Торн мы покидали вдвоем. Горячий ужин ожидал его в находившейся в нескольких лье от Торна небольшой деревушке, через которую ему предстояло проехать, но, добравшись до назначенного места, Император, увидев то множество людей, кои окружили его карету, покинул ее дабы поприветствовать знатнейших из них и тотчас же вернулся обратно, вместо того, чтобы зайти в дом, где его так ждали, и приказал двигаться дальше. Разочарование толпы, наверняка, было весьма велико, ведь очень многие из составлявших ее, вполне возможно, преодолели немало лье, чтобы иметь удовольствие своими глазами посмотреть на Императора. Проехав лье или полторы, Император остановился перед домом одной бедной женщины. Он захотел пообедать у нее. Свита его сопровождала очень представительная, кроме обычного эскорта еще несколько генералов, в том числе генерал Красинский – командир гвардейского полка польских лансеров. Все сошли с коней – генералы и другие офицеры поспешили вынести стулья и столы из убогого жилища на середину двора. Я накрыл стол и поставил на него несколько бутылок вина. Офицеры развели костер, и повесили над ним наполовину заполненный водой котелок. Затем они попросили у доброй женщины яиц, и, поскольку у нее имелось лишь несколько, ей пришлось обратиться к соседям. Затем яйца опустили в котелок, готовя их, таким образом, по популярному в те времена рецепту. Костер с висевшим над ним котлом находился в двух или трех шагах от кресла Императора. Варились эти яйца долго – воды было слишком много, но, в конце концов, когда их уже можно было есть, все – то есть, генералы и другие важные персоны – уселись за столы, а остальным пришлось либо есть стоя, либо сидя – на том подходящем для сего, что им удалось найти.
После того, как трапеза завершилась, Император послал за жившими в доме бедняками и с помощью генерала Красинского побеседовал с ними. Он задал им много вопросов, и в частности о том, чем они живут. Бедная женщина, оглядевшись, указала генералу на бегавших по двору цыплят, и сказала: «Это все, что у меня есть». «Если я дам ей немного денег, – сказал Император, – ей это понравится?» «Она могла бы приобрести и большой дом, в котором могла бы жить, и еще больше цыплят». От этих слов Императора бедняжка пришла в полный восторг, он дал ей тысячу или тысячу двести франков золотом, и она бросилась целовать его ноги, желая таким образом выразить ему свою благодарность.
Во время поездки из Ковно в Вильну, мне рассказали о великой буре, из-за которой армия лишилась множества лошадей, коих, как говорили, было тридцать тысяч, но я лично ни этих лошадей, ни их останков, не видел.
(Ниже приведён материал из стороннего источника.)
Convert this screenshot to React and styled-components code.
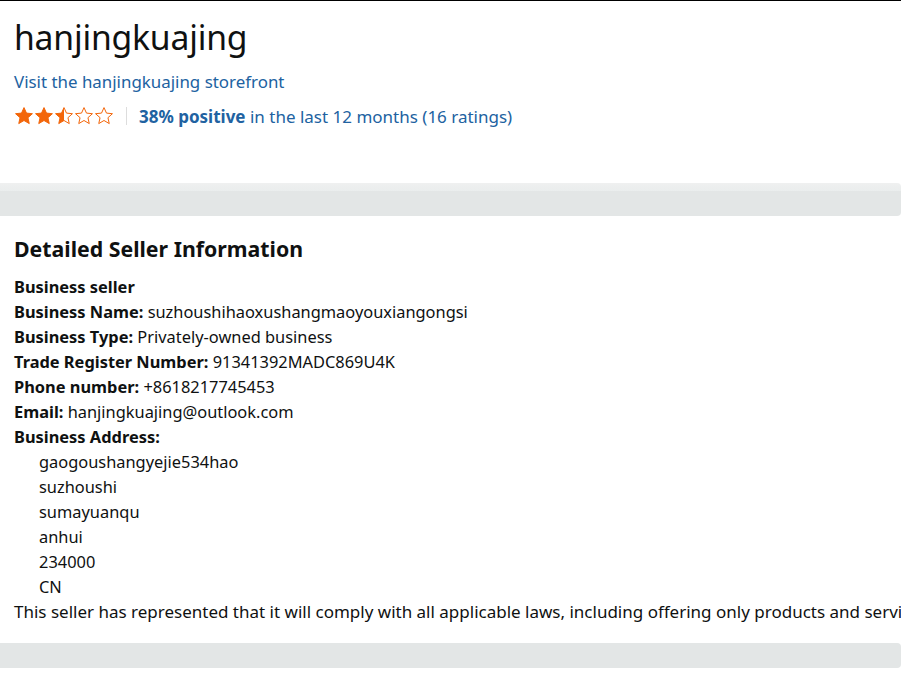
import React from "react";
import styled, { createGlobalStyle } from "styled-components";

const GlobalStyle = createGlobalStyle`
  html, body {
    margin: 0;
    padding: 0;
    background: #fff;
    overflow: hidden;
  }
  body {
    font-family: "Noto Sans", "Open Sans", Arial, sans-serif;
    color: #0f1111;
  }
`;

const Page = styled.div`
  width: 901px;
  height: 680px;
  border-top: 1px solid #000;
  box-sizing: border-box;
  overflow: hidden;
`;

const Header = styled.div`
  padding: 14px 14px 0;
  height: 182px;
  box-sizing: border-box;
`;

const StoreName = styled.h1`
  margin: 0;
  font-size: 33.7px;
  font-weight: 400;
  line-height: 44px;
  letter-spacing: -0.2px;
`;

const StoreLink = styled.a`
  display: block;
  margin-top: 11px;
  color: #2162a1;
  font-size: 16.9px;
  line-height: 24px;
  text-decoration: none;
`;

const RatingRow = styled.div`
  display: flex;
  align-items: center;
  margin-top: 10px;
  height: 24px;
`;

const Stars = styled.div`
  display: flex;
`;

const Divider = styled.span`
  width: 1px;
  height: 18px;
  background: #ddd;
  margin: 0 12px;
`;

const RatingText = styled.span`
  color: #2162a1;
  font-size: 17px;
  b {
    font-weight: 700;
  }
`;

const Band = styled.div`
  height: ${(p) => (p.$flat ? "25px" : "33px")};
  background: ${(p) =>
    p.$flat ? "#e3e6e6" : "linear-gradient(#eff0f0, #eaeded 8px, #e3e6e6 8px)"};
  border-radius: 0 4px 4px 0;
`;

const Details = styled.section`
  padding: 17px 14px 0;
  height: 427px;
  box-sizing: border-box;
  white-space: nowrap;
  overflow: hidden;
`;

const Heading = styled.h2`
  margin: 0 0 9px;
  font-size: 21.3px;
  font-weight: 700;
  line-height: 32px;
`;

const Line = styled.div`
  font-size: 16.4px;
  line-height: 25px;
  padding-left: ${(p) => (p.$indent ? "25px" : "0")};
  font-weight: ${(p) => (p.$strong ? 700 : 400)};
  b {
    font-weight: 700;
  }
`;

const Notice = styled.p`
  margin: 0;
  font-size: 17px;
  line-height: 25px;
`;

const Star = ({ fill }) => {
  const id = `half-${fill}`;
  const d =
    "M10 1.6l2.47 5.5 5.98.6-4.5 4 1.3 5.88L10 14.5l-5.25 3.08 1.3-5.88-4.5-4 5.98-.6z";
  return (
    <svg width="20" height="20" viewBox="0 0 20 20">
      <defs>
        <linearGradient id={id}>
          <stop offset={fill} stopColor="#f3660a" />
          <stop offset={fill} stopColor="#fff" />
        </linearGradient>
      </defs>
      <path d={d} fill={`url(#${id})`} stroke="#f3660a" strokeWidth="1" strokeLinejoin="round" />
    </svg>
  );
};

const fields = [
  ["Business Name:", "suzhoushihaoxushangmaoyouxiangongsi"],
  ["Business Type:", "Privately-owned business"],
  ["Trade Register Number:", "91341392MADC869U4K"],
  ["Phone number:", "+8618217745453"],
  ["Email:", "hanjingkuajing@outlook.com"],
];

const address = ["gaogoushangyejie534hao", "suzhoushi", "sumayuanqu", "anhui", "234000", "CN"];

const App = () => {
  return (
    <Page>
      <GlobalStyle />
      <Header>
        <StoreName>hanjingkuajing</StoreName>
        <StoreLink href="#">Visit the hanjingkuajing storefront</StoreLink>
        <RatingRow>
          <Stars>
            {[1, 1, 0.5, 0, 0].map((f, i) => (
              <Star key={i} fill={f} />
            ))}
          </Stars>
          <Divider />
          <RatingText>
            <b>38% positive</b> in the last 12 months (16 ratings)
          </RatingText>
        </RatingRow>
      </Header>
      <Band />
      <Details>
        <Heading>Detailed Seller Information</Heading>
        <Line $strong>Business seller</Line>
        {fields.map(([k, v]) => (
          <Line key={k}>
            <b>{k}</b> {v}
          </Line>
        ))}
        <Line $strong>Business Address:</Line>
        {address.map((a) => (
          <Line key={a} $indent>
            {a}
          </Line>
        ))}
        <Notice>This seller has represented that it will comply with all applicable laws, including offering only products and servi</Notice>
      </Details>
      <Band $flat />
    </Page>
  );
};

export default App;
Проведя несколько дней в Вильне, Император отправился в Витебск. По прибытии туда, входя в свою комнату, чтобы раздеться, Император сказал Сенешалю: «Далее мы не пойдем, кампания завершена – здесь мы станем на зимние квартиры». Но – увы! – и почему же этого не произошло?
По прибытии вести о смерти генерала Дорсенна Император на главной площади Витебска назвал его преемником генерала Фриана. Гренадеры и егеря были собраны и выстроены в боевой порядок, Император же, с саблей в руке – с коей видеть его случалось весьма нечасто – громким, но полным чувств голосом провозгласил: «Солдаты, да будет вам известно…», etc. Затем он тепло обнял генерала, который, принимая такую честь, не смог удержать слез. Торжественность и великолепие этого назначения не могло не оказать глубочайшего влияния ни на его участников, ни на солдат. С того самого дня и до дня сражения при Ватерлоо этот храбрый генерал всегда стоял во главе Старой Гвардии.